Overwonnen hebben ze hem door het Bloed van het Lam, Door het woord van hun getuigenis. Ze hadden hun leven niet lief tot de dood;
12 Pelo que alegrae-vos, ó céus, e os que n'elles habitaes. Ai dos que habitam na terra e no mar; porque o diabo desceu a vós, e tem grande ira, sabendo que já tem pouco tempo.
Juicht daarom hemelen, en die er in woont! Wee echter de aarde en de zee! Want de duivel is tot u neergedaald; Hij is ziedend van woede: Want hij weet, hij heeft slechts weinig tijd.
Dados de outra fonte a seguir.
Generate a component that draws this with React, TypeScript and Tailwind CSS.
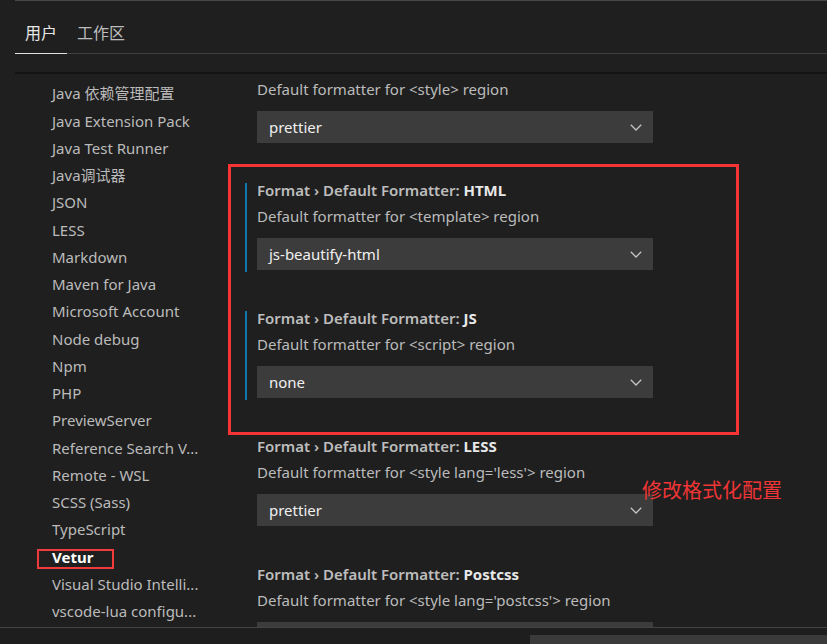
import React from 'react';

const FONT = '"Noto Sans", "Noto Sans CJK SC", sans-serif';

const sections = [
  'Java 依赖管理配置',
  'Java Extension Pack',
  'Java Test Runner',
  'Java调试器',
  'JSON',
  'LESS',
  'Markdown',
  'Maven for Java',
  'Microsoft Account',
  'Node debug',
  'Npm',
  'PHP',
  'PreviewServer',
  'Reference Search V...',
  'Remote - WSL',
  'SCSS (Sass)',
  'TypeScript',
  'Vetur',
  'Visual Studio Intelli...',
  'vscode-lua configu...',
];

type Setting = { key: string; desc: string; value: string; focused?: boolean };

// last one's value sits below the fold, so it is left blank
const settings: Setting[] = [
  { key: 'HTML', desc: 'Default formatter for <template> region', value: 'js-beautify-html', focused: true },
  { key: 'JS', desc: 'Default formatter for <script> region', value: 'none', focused: true },
  { key: 'LESS', desc: "Default formatter for <style lang='less'> region", value: 'prettier' },
  { key: 'Postcss', desc: "Default formatter for <style lang='postcss'> region", value: '' },
];

const Chevron = () => (
  <svg width="12" height="7" viewBox="0 0 12 7" fill="none">
    <polyline points="0.8,0.8 6,6 11.2,0.8" stroke="#c5c5c5" strokeWidth="1.3" />
  </svg>
);

const Select: React.FC<{ value: string }> = ({ value }) => (
  <div className="flex h-[32px] w-[396px] shrink-0 items-center justify-between bg-[#3c3c3c] pl-[12px] pr-[11px] text-[15px] text-[#f0f0f0]">
    <span>{value}</span>
    <Chevron />
  </div>
);

const SettingItem: React.FC<{ s: Setting }> = ({ s }) => (
  <div
    className={`mb-[39px] border-l-2 pb-[2px] pl-[10px] ${s.focused ? 'border-[#1077b0]' : 'border-transparent'}`}
  >
    <div className="whitespace-nowrap text-[15px] font-semibold leading-[14px] text-[#bdbdbd]">
      Format › Default Formatter: <span className="font-bold text-[#e8e8e8]">{s.key}</span>
    </div>
    <div className="mt-[12px] whitespace-nowrap text-[15px] leading-[14px] text-[#bbbbbb]">{s.desc}</div>
    <div className="mt-[15px]">
      <Select value={s.value} />
    </div>
  </div>
);

export default function App() {
  return (
    <div className="relative flex h-[644px] w-[827px] flex-col overflow-hidden bg-[#1f1f1f]" style={{ fontFamily: FONT }}>
      {/* header with tabs */}
      <div className="ml-[15px] h-[72px] border-t border-[#474747]">
        <div className="mt-[22px] flex border-b border-[#3f3f3f]">
          <div className="-mb-px border-b border-[#e0e0e0] px-[10px] pb-[10px] text-[16px] leading-[20px] text-[#e7e7e7]">用户</div>
          <div className="px-[10px] pb-[10px] text-[16px] leading-[20px] text-[#bdbdbd]">工作区</div>
        </div>
      </div>
      <div className="ml-[15px] h-[2px] bg-[#141414]" />

      {/* body */}
      <div className="flex min-h-0 flex-1 overflow-hidden pl-[15px]">
        <div className="w-[230px] shrink-0 pl-[37px] pt-[6px]">
          {sections.map((name) => (
            <div
              key={name}
              className={`flex h-[27.26px] items-center whitespace-nowrap text-[15px] ${name === 'Vetur' ? 'font-bold text-white' : 'text-[#bbbbbb]'}`}
            >
              {name}
            </div>
          ))}
        </div>
        <div className="flex-1">
          <div className="mb-[40px] pl-[12px] pt-[8px]">
            <div className="whitespace-nowrap text-[15px] leading-[14px] text-[#bbbbbb]">Default formatter for &lt;style&gt; region</div>
            <div className="mt-[15px]">
              <Select value="prettier" />
            </div>
          </div>
          {settings.map((s) => (
            <SettingItem key={s.key} s={s} />
          ))}
        </div>
      </div>

      {/* bottom panel edge */}
      <div className="h-[17px] border-t border-[#444444] bg-[#1e1e1e]">
        <div className="ml-[530px] mt-[7px] h-[9px] bg-[#3a3a3a]" />
      </div>

      {/* annotations */}
      <div className="absolute left-[228px] top-[164px] h-[271px] w-[511px] border-[3px] border-[#f53535]" />
      <div className="absolute left-[37px] top-[549px] h-[20px] w-[77px] border-2 border-[#ef3b3b]" />
      <div
        className="absolute left-[642px] top-[477px] text-[20px] leading-[26px] text-[#ef3535]"
        style={{ fontFamily: '"Noto Sans CJK SC", sans-serif' }}
      >
        修改格式化配置
      </div>
    </div>
  );
}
13 E, quando o dragão viu que fôra lançado na terra, perseguiu a mulher que dera á luz o varão.
En toen de Draak zag, dat hij op aarde was neergesmakt, ging hij de Vrouw vervolgen, die het Kind had gebaard.
14 E foram dadas á mulher duas azas de grande aguia, para que voasse ao deserto, ao seu logar, onde é sustentada por tempo, e tempos, e metade de tempo, fóra da vista da serpente.
Maar aan de Vrouw werden de twee vleugels van den groten adelaar gegeven, om te vliegen naar de woestijn, naar de plaats, waar ze gevoed wordt een tijd, twee tijden en een halve tijd, buiten bereik van de slang.
15 E a serpente lançou da sua bocca, atraz da mulher, agua como um rio, para que pelo rio a fizesse arrebatar.
Wel spoot de slang uit haar bek water, als een rivier, de Vrouw achterna, om haar mee te sleuren door de stroom;
16 E a terra ajudou a mulher; e a terra abriu a sua bocca, e tragou o rio que o dragão lançara da sua bocca.
doch de aarde kwam de Vrouw te hulp; ze opende haar mond en verzwolg de rivier, die de Draak uit zijn bek had gespoten.
17 E o dragão irou-se contra a mulher, e foi fazer guerra contra os demais da sua semente, que guardam os mandamentos de Deus, e teem o testemunho de Jesus Christo.
Nu ontstak de Draak in woede tegen de Vrouw; hij trok af, om strijd te voeren tegen de rest van haar zaad, tegen hen, die de geboden van God onderhouden, en de getuigenis van Jesus bezitten.